Bisnis.com JAKARTA — PT Akseleran Keuangan Inklusif Indonesia (Akseleran) menilai model bisnis baru equity crowdfunding tidak akan menyaingi bisnis peer-to-peer (P2P) lending.
Layanan urun dana melalui penawaran saham berbasis teknologi informasi (equity crowdfunding) adalah penyelenggaraan layanan penawaran saham yang dilakukan oleh penerbit untuk menjual saham secara langsung kepada pemodal melalui jaringan sistem elektronik yang bersifat terbuka.
Dengan demikian, penyelenggara equity crowdfunding menyasar pelaku usaha. Sebagian P2P lending juga menyasar sektor produktif dalam menyalurkan pinjaman.
CEO Akseleran Ivan Nikolas Tambunan mengatakan kendati awalnya perusahaan berfokus menyelenggarakan kegiatan usaha crowdfunding, dirinya lebih memilih untuk fokus pada bisnis P2P lending.
“Tidak dulu. Kami fokus di P2P lending karena pertumbuhannya sedang substansial sekali. Penyaluran satu tahun kemarin dari Rp13 miliar jadi Rp210 miliar. Tahun ini Rp1,4 triliun,” ujarnya, Rabu (9/1).
Menurutnya, produk equity crowdfunding belum bisa menyaingi P2P lending dari sisi volume.

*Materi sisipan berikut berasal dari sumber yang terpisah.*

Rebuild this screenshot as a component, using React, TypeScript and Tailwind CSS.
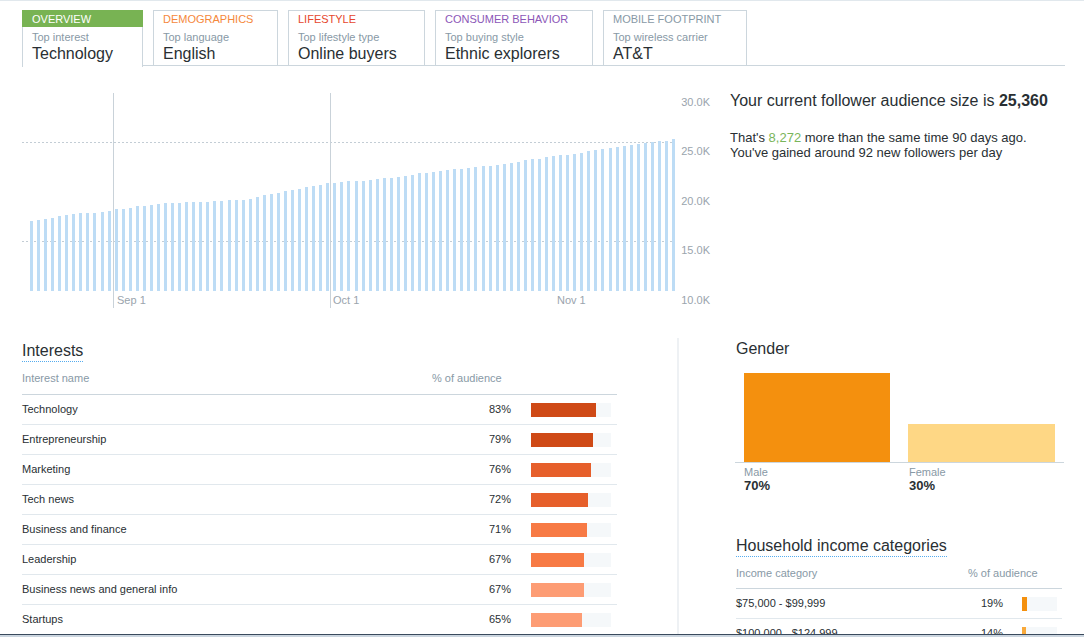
import React from "react";

const tabs = [
  { label: "OVERVIEW", sub: "Top interest", value: "Technology", width: "w-[121px]", color: "text-white", active: true },
  { label: "DEMOGRAPHICS", sub: "Top language", value: "English", width: "w-[125px]", color: "text-[#f5883b]" },
  { label: "LIFESTYLE", sub: "Top lifestyle type", value: "Online buyers", width: "w-[137px]", color: "text-[#e6472d]" },
  { label: "CONSUMER BEHAVIOR", sub: "Top buying style", value: "Ethnic explorers", width: "w-[158px]", color: "text-[#8c57b8]" },
  { label: "MOBILE FOOTPRINT", sub: "Top wireless carrier", value: "AT&T", width: "w-[144px]", color: "text-[#8899a6]" },
];

// daily follower bars, heights in px above the 10K axis
const heights = [
  70, 71, 72, 73, 75, 76, 77, 78, 78, 78, 79, 80, 82, 82, 83, 85, 86, 87, 88, 88, 88, 89, 89, 89, 89, 90, 90, 91, 91, 91,
  92, 94, 96, 97, 98, 100, 101, 102, 104, 105, 106, 108, 108, 109, 110, 110, 111, 112, 113, 113, 114, 115, 116, 118, 118,
  119, 120, 121, 122, 122, 123, 124, 125, 125, 126, 127, 128, 129, 131, 132, 132, 134, 135, 136, 137, 138, 140, 141, 142,
  143, 144, 145, 146, 147, 148, 149, 150, 150, 152,
];
const BAR_COUNT = 92;
const bars = Array.from({ length: BAR_COUNT }, (_, i) => ({
  x: Math.round(30 + (i * 642) / (BAR_COUNT - 1)),
  h: heights[Math.round((i * (heights.length - 1)) / (BAR_COUNT - 1))],
}));

const yTicks = [
  { label: "30.0K", y: 102 },
  { label: "25.0K", y: 151 },
  { label: "20.0K", y: 201 },
  { label: "15.0K", y: 250 },
  { label: "10.0K", y: 300 },
];

const interests = [
  { name: "Technology", pct: 83, color: "#cf4a16" },
  { name: "Entrepreneurship", pct: 79, color: "#cf4a16" },
  { name: "Marketing", pct: 76, color: "#e65f2b" },
  { name: "Tech news", pct: 72, color: "#e65f2b" },
  { name: "Business and finance", pct: 71, color: "#f77a45" },
  { name: "Leadership", pct: 67, color: "#f77a45" },
  { name: "Business news and general info", pct: 67, color: "#fd9c74" },
  { name: "Startups", pct: 65, color: "#fd9c74" },
];

const incomes = [
  { name: "$75,000 - $99,999", pct: 19, color: "#f4900e" },
  { name: "$100,000 - $124,999", pct: 14, color: "#f9a93a" },
];

function Tab({ tab }: { tab: (typeof tabs)[number] }) {
  if (tab.active) {
    return (
      <div className={`${tab.width} h-[57px] shrink-0 flex flex-col bg-white`}>
        <div className="h-[17px] bg-[#78b353] px-[10px] pt-[3px] text-[11px] leading-[13px] text-white">
          {tab.label}
        </div>
        <div className="flex-1 border-x border-[#ccd6dd] px-[9px]">
          <div className="mt-[4px] text-[11px] leading-[13px] text-[#8899a6]">{tab.sub}</div>
          <div className="text-[16px] leading-[20px] text-[#292f33]">{tab.value}</div>
        </div>
      </div>
    );
  }
  return (
    <div className={`${tab.width} h-[56px] shrink-0 border border-[#ccd6dd] bg-white px-[9px]`}>
      <div className={`h-[16px] pt-[2px] text-[11px] leading-[13px] ${tab.color}`}>{tab.label}</div>
      <div className="mt-[4px] text-[11px] leading-[13px] text-[#8899a6]">{tab.sub}</div>
      <div className="text-[16px] leading-[20px] text-[#292f33]">{tab.value}</div>
    </div>
  );
}

function FollowerChart() {
  return (
    <svg width={722} height={235} viewBox="0 80 722 235" className="shrink-0">
      <line x1={22} x2={673} y1={142.5} y2={142.5} stroke="#c3cdd5" strokeDasharray="2 2" />
      <line x1={22} x2={673} y1={241.5} y2={241.5} stroke="#c3cdd5" strokeDasharray="2 2" />
      <line x1={113.5} x2={113.5} y1={93} y2={308} stroke="#c9d2d9" />
      <line x1={330.5} x2={330.5} y1={93} y2={308} stroke="#c9d2d9" />
      {bars.map((b, i) => (
        <rect key={i} x={b.x} y={291 - b.h} width={3} height={b.h} fill="#bddcf5" />
      ))}
      <g fontSize={11} fill="#9aa4ad" fontFamily="'Liberation Sans', Arial, sans-serif">
        <text x={117} y={304}>Sep 1</text>
        <text x={333} y={304}>Oct 1</text>
        <text x={557} y={304}>Nov 1</text>
        {yTicks.map((t) => (
          <text key={t.label} x={710} y={t.y + 4} textAnchor="end">
            {t.label}
          </text>
        ))}
      </g>
    </svg>
  );
}

function SectionTitle({ children }: { children: React.ReactNode }) {
  return (
    <div className="w-fit text-[16px] leading-[20px] text-[#292f33] border-b border-dotted border-[#55acee]">
      {children}
    </div>
  );
}

export default function App() {
  return (
    <div className="h-[637px] flex flex-col overflow-hidden bg-white border-t border-[#e1e8ed] font-['Liberation_Sans',Arial,sans-serif]">
      <div className="flex-1 min-h-0 overflow-hidden">
        {/* segment tabs */}
        <div className="flex items-start pt-[9px] pl-[22px] pr-[19px]">
          <Tab tab={tabs[0]} />
          <div className="flex-1 h-[56px] flex items-start gap-[10px] pl-[10px] border-b border-[#ccd6dd]">
            {tabs.slice(1).map((t) => (
              <Tab key={t.label} tab={t} />
            ))}
          </div>
        </div>

        {/* follower growth */}
        <div className="flex mt-[13px]">
          <FollowerChart />
          <div className="pl-[8px] pt-[11px] text-[#292f33]">
            <div className="text-[16px] leading-[20px]">
              Your current follower audience size is <span className="font-bold">25,360</span>
            </div>
            <div className="mt-[19px] text-[13px] leading-[15px]">
              That's <span className="text-[#79b55a]">8,272</span> more than the same time 90 days ago.
            </div>
            <div className="text-[13px] leading-[15px]">You've gained around 92 new followers per day</div>
          </div>
        </div>

        <div className="flex mt-[23px]">
          {/* interests table */}
          <div className="ml-[22px] w-[595px] pt-[3px] shrink-0">
            <SectionTitle>Interests</SectionTitle>
            <div className="flex pt-[10px] pb-[9px] border-b border-[#ccd6dd] text-[11px] leading-[13px] text-[#8899a6]">
              <div className="flex-1">Interest name</div>
              <div className="w-[185px]">% of audience</div>
            </div>
            {interests.map((r) => (
              <div key={r.name} className="h-[30px] flex items-center border-b border-[#e1e8ed] text-[11px] text-[#292f33]">
                <div className="flex-1">{r.name}</div>
                <div className="w-[80px] text-right">{r.pct}%</div>
                <div className="ml-[20px] mr-[6px] w-[80px] h-[14px] bg-[#f5f8fa]">
                  <div className="h-full" style={{ width: Math.round(r.pct * 0.785), backgroundColor: r.color }} />
                </div>
              </div>
            ))}
          </div>

          <div className="ml-[60px] w-[2px] shrink-0 bg-[#eef1f4]" />

          <div className="ml-[56px] w-[329px] shrink-0">
            <div className="pl-[1px] pt-[1px] text-[16px] leading-[20px] text-[#292f33]">Gender</div>
            <div className="mt-[13px] h-[91px] flex items-end gap-[18px] px-[9px] border-b border-[#ccd6dd]">
              <div className="w-[146px] h-[89px] bg-[#f4900e]" />
              <div className="w-[147px] h-[38px] bg-[#fed785]" />
            </div>
            <div className="flex gap-[18px] px-[9px] pt-[3px]">
              <div className="w-[146px]">
                <div className="text-[11px] leading-[13px] text-[#8899a6]">Male</div>
                <div className="text-[13px] leading-[14px] font-bold text-[#292f33]">70%</div>
              </div>
              <div className="w-[147px] pl-[1px]">
                <div className="text-[11px] leading-[13px] text-[#8899a6]">Female</div>
                <div className="text-[13px] leading-[14px] font-bold text-[#292f33]">30%</div>
              </div>
            </div>

            {/* household income table */}
            <div className="mt-[43px] ml-[1px] mr-[2px]">
              <SectionTitle>Household income categories</SectionTitle>
              <div className="flex pt-[10px] pb-[8px] border-b border-[#ccd6dd] text-[11px] leading-[13px] text-[#8899a6]">
                <div className="flex-1">Income category</div>
                <div className="w-[94px]">% of audience</div>
              </div>
              {incomes.map((r) => (
                <div key={r.name} className="h-[30px] flex items-center border-b border-[#e1e8ed] text-[11px] text-[#292f33]">
                  <div className="flex-1">{r.name}</div>
                  <div className="w-[60px] text-right">{r.pct}%</div>
                  <div className="ml-[19px] mr-[5px] w-[35px] h-[14px] bg-[#f5f8fa]">
                    <div className="h-full" style={{ width: Math.round(r.pct * 0.28), backgroundColor: r.color }} />
                  </div>
                </div>
              ))}
            </div>
          </div>
        </div>
      </div>
      <div className="h-[3px] shrink-0 border-t border-[#3a4a5c] bg-[#cbd5df]" />
    </div>
  );
}
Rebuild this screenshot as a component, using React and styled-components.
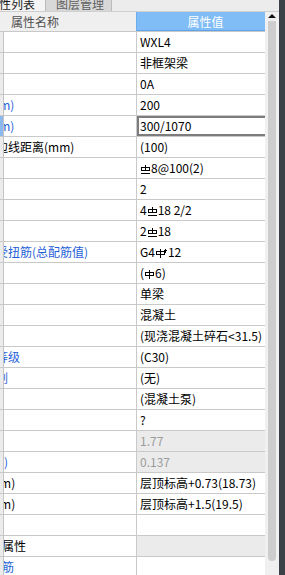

Apalagi, masyarakat Indonesia belum terbiasa berinvestasi saham.
Namun, sifat equity crowdfunding yang lebih cocok untuk pembangunan usaha tahap awal ketimbang pinjaman diakuinya sebagai nilai lebih model bisnis baru ini.
Otoritas Jasa Keuangan baru saja merilis POJK No. 37 /POJK.04/2018 tentang Layanan Urun Dana Melalui Penawaran Saham Berbasis Teknologi Informasi (Equity Crowdfunding).
Dengan demikian, sudah ada tiga model bisnis fintech yang memiliki payung hukum, di antaranya P2P lending, payment, dan equity crowdfunding.